以下のコラムは、京都いのちの電話ニュースレター第106号(2016年3月発行)に掲載された拙稿「苦しむべきことを苦しむ」を、改題して転載したものです。
精神科医として患者の援助にあたっていると、患者のおかれた状況のあまりの厳しさゆえに治療的希望を見失いそうになることもある。しかしそんなときに、勇気と励ましを与えてくれる言葉がある。それは宮沢賢治が知人に送った手紙の次の一節だ。「どうか今のご生活を大切にお護り下さい。上のそらでなしに、しっかり落ちついて、一時の感激や興奮を避け、楽しめるものは楽しみ、苦しまなければならないものは苦しんで生きて行きませう」。
この一節は賢治が死の10日前に書いたものだ。彼はこの言葉を書くまでに、多くの苦しみを経験した。信仰上の対立から生じた親友との離別、最大の理解者だった妹トシとの死別、農業の発展を願ってとりくんだ啓蒙活動の行き詰まり、肋膜炎によって差し込んできた死の影……。それらがもたらす不安や悲しみを経験した果てに、彼はこの言葉を綴るに至った。
彼の体験した苦しみの多くは、医学が進歩し、社会制度の発展した現代においては体験せずにすむものとなっている。しかし、それでもなお私たちの人生には苦しみがつきまとう。人間関係での傷つき、親しい人との別れ、経済的不安、そして病気や死。そのように避けがたく訪れる苦しみに対して、賢治は「苦しむべきことを苦しむ」よう勧めている。

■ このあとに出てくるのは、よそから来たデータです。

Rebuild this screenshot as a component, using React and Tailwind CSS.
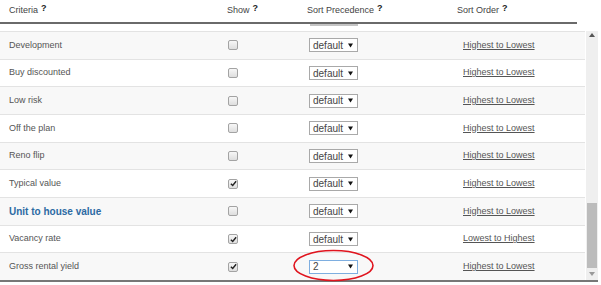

なぜなのか。彼はその理由を記してはいないが、彼が残した作品から推測するに以下の二つの理由があるからだろう。一つは、苦しさを深く経験することによって、他者の苦しさを理解しやすくなり、異なる立場の人たちと共生できる可能性が高まるということ。そしてもう一つは、苦しさを深く知っているからこそ、日常の中にひそむ小さな喜びや美しさの価値を玩味できるようになること。
この推測を裏づけてくれる作品の一つに、妹トシとの死別を描いた『永訣の朝』がある。トシは死の間際に、「そらからおちた雪のさいごのひとわん」を賢治に所望する。彼は表に出て雪をすくいつつ、それが「天上のアイスクリーム」となり、「おまえとみんなとに聖い資糧」となってもたらされるように祈る。トシとの魂の交流を哀切に描き出す彼のことばを通じて、私たちはみぞれまじりの雪でさえも、人間を人間らしくしてくれる美しさと悲しみに満ちた物質であることを知る。
この作品だけでなく、彼はつねに苦悩の中から作品を生み出していた。そうした作品群を読む中で私たちは、あたりまえの日常の中にも潜んでいる生の喜びや自然の美しさの存在を確信する。そしてその確信を深くすることができれば、たとえ私たち自身が圧倒的な困難に直面しても、それを生き抜くこと自体に意義があると思えるだろうし、また援助者として絶望的な状況にある患者を前にしても、彼もいずれは苦悩の向こう側に希望を発見するはずだと信じつづけることができるだろう。
そのような意味において冒頭の賢治の言葉は、困難な患者の治療にあたる時だけでなく、人間的な価値を大切にしながらこの世界を生きるために必要な勇気を与えてくれる。ただ-それは確かだけれど-、この彼の励ましを受け取るだけの覚悟を、援助者としての私たちは本当に抱くことができるだろうか?